>> Begin DATA SEGMENT
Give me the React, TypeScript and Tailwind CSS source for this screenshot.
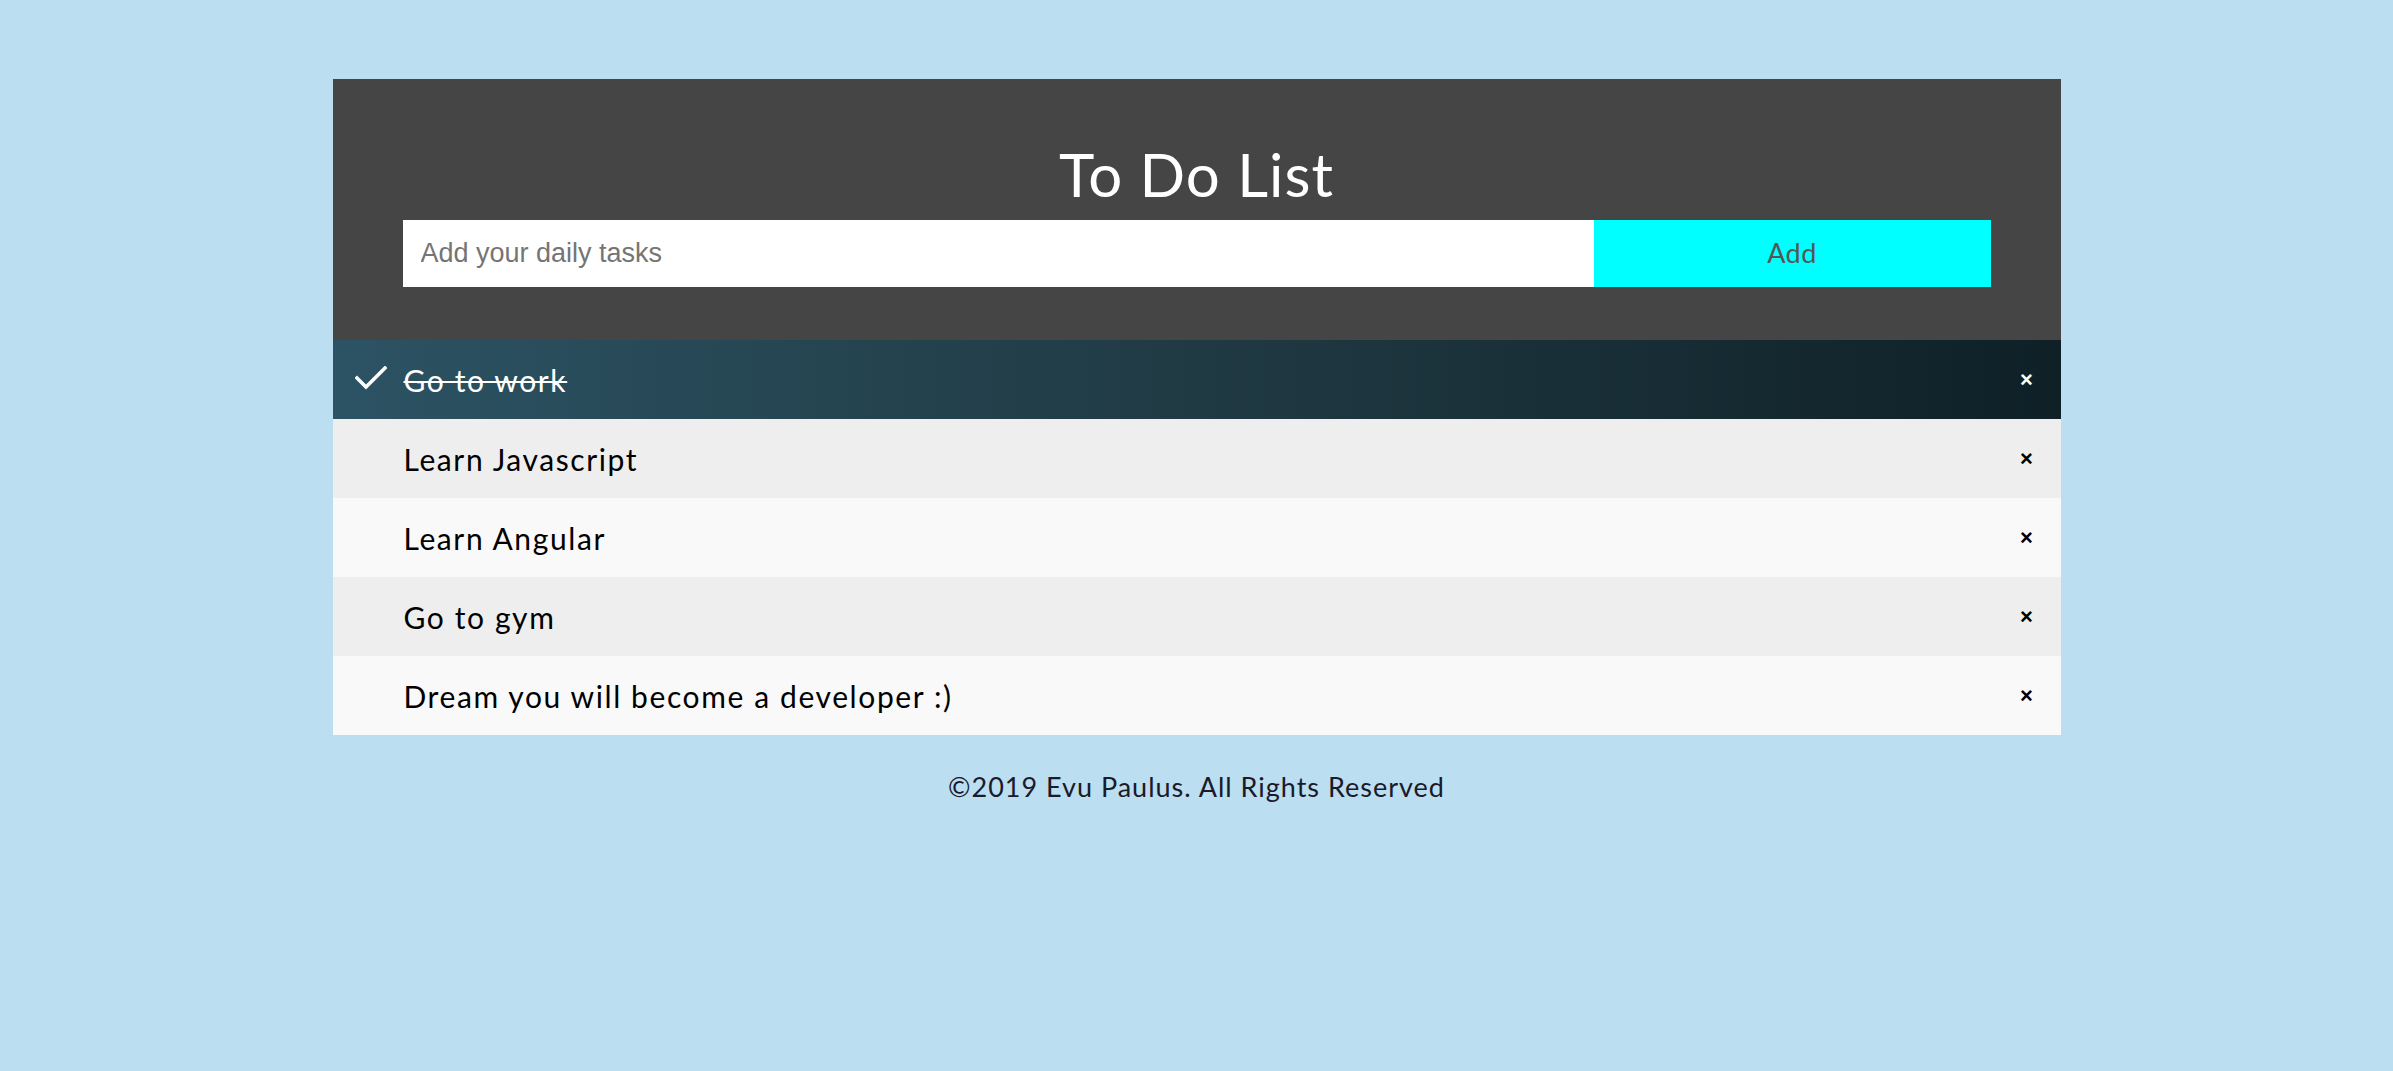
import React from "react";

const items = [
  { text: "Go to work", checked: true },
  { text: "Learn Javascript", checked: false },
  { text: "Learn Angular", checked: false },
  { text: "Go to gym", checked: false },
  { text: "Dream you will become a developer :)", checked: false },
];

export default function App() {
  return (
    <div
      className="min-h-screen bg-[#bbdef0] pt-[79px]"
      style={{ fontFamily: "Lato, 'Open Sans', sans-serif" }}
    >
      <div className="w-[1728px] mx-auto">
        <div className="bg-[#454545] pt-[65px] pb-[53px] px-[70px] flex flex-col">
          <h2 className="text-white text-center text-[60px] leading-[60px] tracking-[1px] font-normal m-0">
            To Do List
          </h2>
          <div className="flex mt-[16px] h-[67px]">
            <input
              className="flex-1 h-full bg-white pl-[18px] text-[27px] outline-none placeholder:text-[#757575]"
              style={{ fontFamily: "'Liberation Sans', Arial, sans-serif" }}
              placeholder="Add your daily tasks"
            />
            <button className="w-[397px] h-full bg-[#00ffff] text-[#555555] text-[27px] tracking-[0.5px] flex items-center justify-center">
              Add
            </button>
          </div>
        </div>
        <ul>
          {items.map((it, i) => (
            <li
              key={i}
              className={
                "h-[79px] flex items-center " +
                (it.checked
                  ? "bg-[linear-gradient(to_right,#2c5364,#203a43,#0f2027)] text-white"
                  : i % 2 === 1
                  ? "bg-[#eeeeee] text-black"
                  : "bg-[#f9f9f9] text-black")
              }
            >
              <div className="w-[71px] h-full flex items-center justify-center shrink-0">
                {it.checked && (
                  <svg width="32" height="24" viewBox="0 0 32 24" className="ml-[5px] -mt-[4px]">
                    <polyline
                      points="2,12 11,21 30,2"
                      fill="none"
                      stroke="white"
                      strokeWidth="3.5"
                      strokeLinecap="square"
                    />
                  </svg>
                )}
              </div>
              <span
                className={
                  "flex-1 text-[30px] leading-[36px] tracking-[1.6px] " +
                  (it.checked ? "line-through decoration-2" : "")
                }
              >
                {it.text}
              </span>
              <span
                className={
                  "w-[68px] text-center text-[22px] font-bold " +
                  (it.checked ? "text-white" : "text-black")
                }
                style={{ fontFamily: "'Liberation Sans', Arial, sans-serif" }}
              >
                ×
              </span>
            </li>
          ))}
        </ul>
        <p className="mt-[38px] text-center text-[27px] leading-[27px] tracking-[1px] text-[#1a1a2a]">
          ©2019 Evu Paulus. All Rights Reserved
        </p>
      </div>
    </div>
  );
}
>> End DATA SEGMENT
### WHAT IS ASKED:
Extract the full listing above verbatim; pictures are to be left out of the copy.

### REPLY TO THE TASK:
Give me the React, TypeScript and Tailwind CSS source for this screenshot.
import React from "react";

const items = [
  { text: "Go to work", checked: true },
  { text: "Learn Javascript", checked: false },
  { text: "Learn Angular", checked: false },
  { text: "Go to gym", checked: false },
  { text: "Dream you will become a developer :)", checked: false },
];

export default function App() {
  return (
    <div
      className="min-h-screen bg-[#bbdef0] pt-[79px]"
      style={{ fontFamily: "Lato, 'Open Sans', sans-serif" }}
    >
      <div className="w-[1728px] mx-auto">
        <div className="bg-[#454545] pt-[65px] pb-[53px] px-[70px] flex flex-col">
          <h2 className="text-white text-center text-[60px] leading-[60px] tracking-[1px] font-normal m-0">
            To Do List
          </h2>
          <div className="flex mt-[16px] h-[67px]">
            <input
              className="flex-1 h-full bg-white pl-[18px] text-[27px] outline-none placeholder:text-[#757575]"
              style={{ fontFamily: "'Liberation Sans', Arial, sans-serif" }}
              placeholder="Add your daily tasks"
            />
            <button className="w-[397px] h-full bg-[#00ffff] text-[#555555] text-[27px] tracking-[0.5px] flex items-center justify-center">
              Add
            </button>
          </div>
        </div>
        <ul>
          {items.map((it, i) => (
            <li
              key={i}
              className={
                "h-[79px] flex items-center " +
                (it.checked
                  ? "bg-[linear-gradient(to_right,#2c5364,#203a43,#0f2027)] text-white"
                  : i % 2 === 1
                  ? "bg-[#eeeeee] text-black"
                  : "bg-[#f9f9f9] text-black")
              }
            >
              <div className="w-[71px] h-full flex items-center justify-center shrink-0">
                {it.checked && (
                  <svg width="32" height="24" viewBox="0 0 32 24" className="ml-[5px] -mt-[4px]">
                    <polyline
                      points="2,12 11,21 30,2"
                      fill="none"
                      stroke="white"
                      strokeWidth="3.5"
                      strokeLinecap="square"
                    />
                  </svg>
                )}
              </div>
              <span
                className={
                  "flex-1 text-[30px] leading-[36px] tracking-[1.6px] " +
                  (it.checked ? "line-through decoration-2" : "")
                }
              >
                {it.text}
              </span>
              <span
                className={
                  "w-[68px] text-center text-[22px] font-bold " +
                  (it.checked ? "text-white" : "text-black")
                }
                style={{ fontFamily: "'Liberation Sans', Arial, sans-serif" }}
              >
                ×
              </span>
            </li>
          ))}
        </ul>
        <p className="mt-[38px] text-center text-[27px] leading-[27px] tracking-[1px] text-[#1a1a2a]">
          ©2019 Evu Paulus. All Rights Reserved
        </p>
      </div>
    </div>
  );
}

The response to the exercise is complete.